Uma abordagem adicional apresentada pelos autores do Working Paper permite acompanhar a evolução do PIQ ao longo do tempo. O gráfico abaixo ilustra esses resultados. Com exceção do Uruguai e do Paraguai, os demais países, incluindo o Brasil, exibiram relativa estabilidade na qualidade dos investimentos. Esse comportamento era esperado, pois os fatores que influenciam o índice estão intimamente ligados à estrutura econômica de cada país.

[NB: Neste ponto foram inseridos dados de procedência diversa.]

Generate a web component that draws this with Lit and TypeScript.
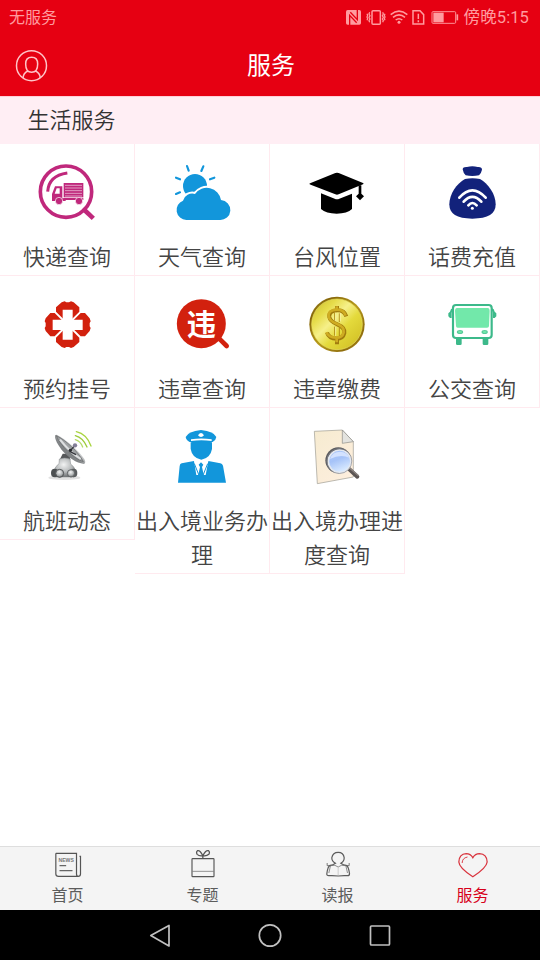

Concluímos que, embora a preocupação com o equilíbrio fiscal seja fundamental para a sustentabilidade econômica, é igualmente importante avaliar a qualidade dos investimentos públicos. O índice PIQ, analisado neste artigo, fornece uma métrica útil para entender como diferentes países, incluindo o Brasil, utilizam seus recursos públicos. Os resultados apontam que o Brasil está entre os países com menor qualidade de investimento, sugerindo ineficiências significativas na alocação de capital. Esse dado gera um alerta importante: para além de ajustar gastos e receitas, o governo deve focar em assegurar que os recursos públicos sejam direcionados a projetos de alto retorno social e econômico, promovendo uma estrutura de investimentos que realmente contribua para o desenvolvimento e o bem-estar da população. Em suma, a avaliação da qualidade dos investimentos públicos deve caminhar lado a lado com o controle fiscal, pois somente assim será possível promover um crescimento sustentável e mais equitativo.

Esta é a seção Em Foco do Boletim Macro FGV IBRE de novembro de 2024.


As opiniões expressas neste artigo são de responsabilidade exclusiva do autor, não refletindo necessariamente a opinião institucional da FGV. 

[1] Adarov, Amat; Panizza, Ugo. 2024. Public Investment Quality and Its Implications for Sovereign Risk and Debt Sustainability. Policy Research Working Paper; 10877. © Washington, DC: World Bank. http://hdl.handle.net/10986/42078

[2] O Banco Mundial tem uma base de dados denominada “The World Bank Project Performance Ratings Database” que cobre em torno de 6 mil projetos em 150 países desde 2000.